## Task to complete
Give every line of the data again, unchanged, but with no pictures.

## START Information shown

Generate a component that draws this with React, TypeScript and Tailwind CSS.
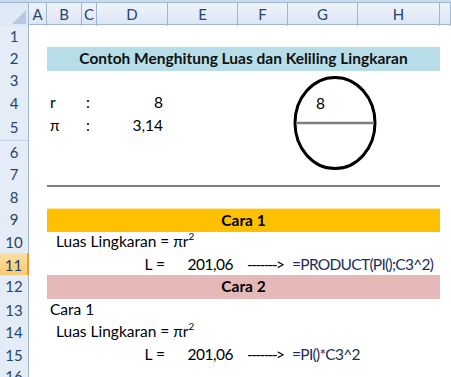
import React from "react";

const grid =
  "grid grid-cols-[29px_18px_35px_15px_71px_70px_50px_70px_82px_11px]";

const RowHead = ({ n, active }: { n: number; active?: boolean }) => (
  <div
    className={
      active
        ? "flex items-center justify-center bg-gradient-to-b from-[#fbe0a6] to-[#f7c96a] border-r-2 border-r-[#f29536] border-b border-b-[#e8a83c] text-[15px] text-[#1f3a5f]"
        : "flex items-center justify-center bg-[#e4ecf7] border-r border-r-[#9eb6ce] border-b border-b-[#c3d3e8] text-[15px] text-[#27446b]"
    }
  >
    {n}
  </div>
);

function Row({
  n,
  h,
  active,
  children,
}: {
  n: number;
  h: string;
  active?: boolean;
  children?: React.ReactNode;
}) {
  return (
    <div className={`${grid} ${h}`}>
      <RowHead n={n} active={active} />
      {children}
    </div>
  );
}

const cols = ["A", "B", "C", "D", "E", "F", "G", "H", ""];

// Luas Lingkaran = πr² (superscript kept inside one inline span)
const Luas = () => (
  <span>
    Luas Lingkaran = πr<sup className="text-[10px] -top-[7px]">2</sup>
  </span>
);

export default function App() {
  return (
    <div
      className="relative w-[451px] h-[377px] overflow-hidden bg-white text-[15.5px] text-black"
      style={{ fontFamily: "Lato, 'Open Sans', sans-serif" }}
    >
      {/* formula bar edge */}
      <div className="h-[3px] bg-[#c9d9ee] border-b border-b-[#9eb6ce]" />

      {/* column headers */}
      <div className={`${grid} h-[22px] bg-gradient-to-b from-[#eef3fa] to-[#dce6f4] border-b border-b-[#9eb6ce] text-[15px] text-[#27446b]`}>
        <div className="relative bg-[#dfe8f5] border-r border-r-[#9eb6ce]">
          <div className="absolute right-[2px] bottom-[2px] w-0 h-0 border-l-[14px] border-l-transparent border-b-[14px] border-b-[#b4c8e2]" />
        </div>
        {cols.map((c, i) => (
          <div
            key={i}
            className="flex items-center justify-center border-r border-r-[#9eb6ce]"
          >
            {c}
          </div>
        ))}
      </div>

      <Row n={1} h="h-[22px]" />
      <Row n={2} h="h-[22px]">
        <div className="col-start-3 col-end-10 flex items-center justify-center bg-[#b7dee8] font-bold text-[#111]">
          Contoh Menghitung Luas dan Keliling Lingkaran
        </div>
      </Row>
      <Row n={3} h="h-[22px]" />
      <Row n={4} h="h-[23px]">
        <div className="col-start-3 flex items-end pb-[2px] pl-[3px]">r</div>
        <div className="col-start-4 flex items-end pb-[2px] pl-[4px]">:</div>
        <div className="col-start-5 flex items-end justify-end pb-[2px] pr-[5px]">8</div>
      </Row>
      <Row n={5} h="h-[27px]">
        <div className="col-start-3 flex items-end pb-[4px] pl-[3px]">π</div>
        <div className="col-start-4 flex items-end pb-[4px] pl-[4px]">:</div>
        <div className="col-start-5 flex items-end justify-end pb-[4px] pr-[5px]">3,14</div>
      </Row>
      <Row n={6} h="h-[22px]" />
      <Row n={7} h="h-[23px]">
        <div className="col-start-3 col-end-10 flex items-end">
          <div className="w-full h-[2px] bg-[#7f7f7f]" />
        </div>
      </Row>
      <Row n={8} h="h-[22px]" />
      <Row n={9} h="h-[22px]">
        <div className="col-start-3 col-end-10 flex items-center justify-center bg-[#ffc000] border-t border-t-[#fde9a8] font-bold">
          Cara 1
        </div>
      </Row>
      <Row n={10} h="h-[23px]">
        <div className="col-start-3 col-end-8 flex items-end pb-[2px] pl-[9px] whitespace-nowrap">
          <Luas />
        </div>
      </Row>
      <Row n={11} h="h-[22px]" active>
        <div className="col-start-5 flex items-end justify-end pb-[2px] pr-[3px] whitespace-nowrap">L =</div>
        <div className="col-start-6 flex items-end justify-end pb-[2px] pr-[5px] tracking-[-0.5px]">201,06</div>
        <div className="col-start-7 flex items-end pb-[2px] pl-[9px] whitespace-nowrap tracking-[-1.6px]">-------&gt;</div>
        <div className="col-start-8 col-end-10 flex items-end pb-[2px] pl-[4px] whitespace-nowrap tracking-[-0.7px] text-[#1b2f5a]">
          =PRODUCT(PI();C3^2)
        </div>
      </Row>
      <Row n={12} h="h-[23px]">
        <div className="col-start-3 col-end-10 flex items-center justify-center bg-[#e6b9b8] font-bold">
          Cara 2
        </div>
      </Row>
      <Row n={13} h="h-[22px]">
        <div className="col-start-3 col-end-6 flex items-end pb-[2px] pl-[3px]">Cara 1</div>
      </Row>
      <Row n={14} h="h-[23px]">
        <div className="col-start-3 col-end-8 flex items-end pb-[2px] pl-[9px] whitespace-nowrap">
          <Luas />
        </div>
      </Row>
      <Row n={15} h="h-[22px]">
        <div className="col-start-5 flex items-end justify-end pb-[2px] pr-[3px] whitespace-nowrap">L =</div>
        <div className="col-start-6 flex items-end justify-end pb-[2px] pr-[5px] tracking-[-0.5px]">201,06</div>
        <div className="col-start-7 flex items-end pb-[2px] pl-[9px] whitespace-nowrap tracking-[-1.6px]">-------&gt;</div>
        <div className="col-start-8 col-end-10 flex items-end pb-[2px] pl-[4px] whitespace-nowrap tracking-[-0.7px] text-[#1b2f5a]">
          =PI()*C3^2
        </div>
      </Row>
      <Row n={16} h="h-[22px]" />

      {/* circle drawing shape */}
      <div className="absolute left-[293px] top-[76px] w-[84px] h-[94px]">
        <svg width="84" height="94" viewBox="0 0 84 94">
          <ellipse cx="42" cy="47" rx="40" ry="45.5" fill="white" stroke="black" strokeWidth="3" />
          <line x1="3" y1="47" x2="81" y2="47" stroke="#7f7f7f" strokeWidth="2.5" />
        </svg>
        <span className="absolute left-[23px] top-[20px] leading-none">8</span>
      </div>
    </div>
  );
}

## END Information shown

## Written reply
Generate a component that draws this with React, TypeScript and Tailwind CSS.
import React from "react";

const grid =
  "grid grid-cols-[29px_18px_35px_15px_71px_70px_50px_70px_82px_11px]";

const RowHead = ({ n, active }: { n: number; active?: boolean }) => (
  <div
    className={
      active
        ? "flex items-center justify-center bg-gradient-to-b from-[#fbe0a6] to-[#f7c96a] border-r-2 border-r-[#f29536] border-b border-b-[#e8a83c] text-[15px] text-[#1f3a5f]"
        : "flex items-center justify-center bg-[#e4ecf7] border-r border-r-[#9eb6ce] border-b border-b-[#c3d3e8] text-[15px] text-[#27446b]"
    }
  >
    {n}
  </div>
);

function Row({
  n,
  h,
  active,
  children,
}: {
  n: number;
  h: string;
  active?: boolean;
  children?: React.ReactNode;
}) {
  return (
    <div className={`${grid} ${h}`}>
      <RowHead n={n} active={active} />
      {children}
    </div>
  );
}

const cols = ["A", "B", "C", "D", "E", "F", "G", "H", ""];

// Luas Lingkaran = πr² (superscript kept inside one inline span)
const Luas = () => (
  <span>
    Luas Lingkaran = πr<sup className="text-[10px] -top-[7px]">2</sup>
  </span>
);

export default function App() {
  return (
    <div
      className="relative w-[451px] h-[377px] overflow-hidden bg-white text-[15.5px] text-black"
      style={{ fontFamily: "Lato, 'Open Sans', sans-serif" }}
    >
      {/* formula bar edge */}
      <div className="h-[3px] bg-[#c9d9ee] border-b border-b-[#9eb6ce]" />

      {/* column headers */}
      <div className={`${grid} h-[22px] bg-gradient-to-b from-[#eef3fa] to-[#dce6f4] border-b border-b-[#9eb6ce] text-[15px] text-[#27446b]`}>
        <div className="relative bg-[#dfe8f5] border-r border-r-[#9eb6ce]">
          <div className="absolute right-[2px] bottom-[2px] w-0 h-0 border-l-[14px] border-l-transparent border-b-[14px] border-b-[#b4c8e2]" />
        </div>
        {cols.map((c, i) => (
          <div
            key={i}
            className="flex items-center justify-center border-r border-r-[#9eb6ce]"
          >
            {c}
          </div>
        ))}
      </div>

      <Row n={1} h="h-[22px]" />
      <Row n={2} h="h-[22px]">
        <div className="col-start-3 col-end-10 flex items-center justify-center bg-[#b7dee8] font-bold text-[#111]">
          Contoh Menghitung Luas dan Keliling Lingkaran
        </div>
      </Row>
      <Row n={3} h="h-[22px]" />
      <Row n={4} h="h-[23px]">
        <div className="col-start-3 flex items-end pb-[2px] pl-[3px]">r</div>
        <div className="col-start-4 flex items-end pb-[2px] pl-[4px]">:</div>
        <div className="col-start-5 flex items-end justify-end pb-[2px] pr-[5px]">8</div>
      </Row>
      <Row n={5} h="h-[27px]">
        <div className="col-start-3 flex items-end pb-[4px] pl-[3px]">π</div>
        <div className="col-start-4 flex items-end pb-[4px] pl-[4px]">:</div>
        <div className="col-start-5 flex items-end justify-end pb-[4px] pr-[5px]">3,14</div>
      </Row>
      <Row n={6} h="h-[22px]" />
      <Row n={7} h="h-[23px]">
        <div className="col-start-3 col-end-10 flex items-end">
          <div className="w-full h-[2px] bg-[#7f7f7f]" />
        </div>
      </Row>
      <Row n={8} h="h-[22px]" />
      <Row n={9} h="h-[22px]">
        <div className="col-start-3 col-end-10 flex items-center justify-center bg-[#ffc000] border-t border-t-[#fde9a8] font-bold">
          Cara 1
        </div>
      </Row>
      <Row n={10} h="h-[23px]">
        <div className="col-start-3 col-end-8 flex items-end pb-[2px] pl-[9px] whitespace-nowrap">
          <Luas />
        </div>
      </Row>
      <Row n={11} h="h-[22px]" active>
        <div className="col-start-5 flex items-end justify-end pb-[2px] pr-[3px] whitespace-nowrap">L =</div>
        <div className="col-start-6 flex items-end justify-end pb-[2px] pr-[5px] tracking-[-0.5px]">201,06</div>
        <div className="col-start-7 flex items-end pb-[2px] pl-[9px] whitespace-nowrap tracking-[-1.6px]">-------&gt;</div>
        <div className="col-start-8 col-end-10 flex items-end pb-[2px] pl-[4px] whitespace-nowrap tracking-[-0.7px] text-[#1b2f5a]">
          =PRODUCT(PI();C3^2)
        </div>
      </Row>
      <Row n={12} h="h-[23px]">
        <div className="col-start-3 col-end-10 flex items-center justify-center bg-[#e6b9b8] font-bold">
          Cara 2
        </div>
      </Row>
      <Row n={13} h="h-[22px]">
        <div className="col-start-3 col-end-6 flex items-end pb-[2px] pl-[3px]">Cara 1</div>
      </Row>
      <Row n={14} h="h-[23px]">
        <div className="col-start-3 col-end-8 flex items-end pb-[2px] pl-[9px] whitespace-nowrap">
          <Luas />
        </div>
      </Row>
      <Row n={15} h="h-[22px]">
        <div className="col-start-5 flex items-end justify-end pb-[2px] pr-[3px] whitespace-nowrap">L =</div>
        <div className="col-start-6 flex items-end justify-end pb-[2px] pr-[5px] tracking-[-0.5px]">201,06</div>
        <div className="col-start-7 flex items-end pb-[2px] pl-[9px] whitespace-nowrap tracking-[-1.6px]">-------&gt;</div>
        <div className="col-start-8 col-end-10 flex items-end pb-[2px] pl-[4px] whitespace-nowrap tracking-[-0.7px] text-[#1b2f5a]">
          =PI()*C3^2
        </div>
      </Row>
      <Row n={16} h="h-[22px]" />

      {/* circle drawing shape */}
      <div className="absolute left-[293px] top-[76px] w-[84px] h-[94px]">
        <svg width="84" height="94" viewBox="0 0 84 94">
          <ellipse cx="42" cy="47" rx="40" ry="45.5" fill="white" stroke="black" strokeWidth="3" />
          <line x1="3" y1="47" x2="81" y2="47" stroke="#7f7f7f" strokeWidth="2.5" />
        </svg>
        <span className="absolute left-[23px] top-[20px] leading-none">8</span>
      </div>
    </div>
  );
}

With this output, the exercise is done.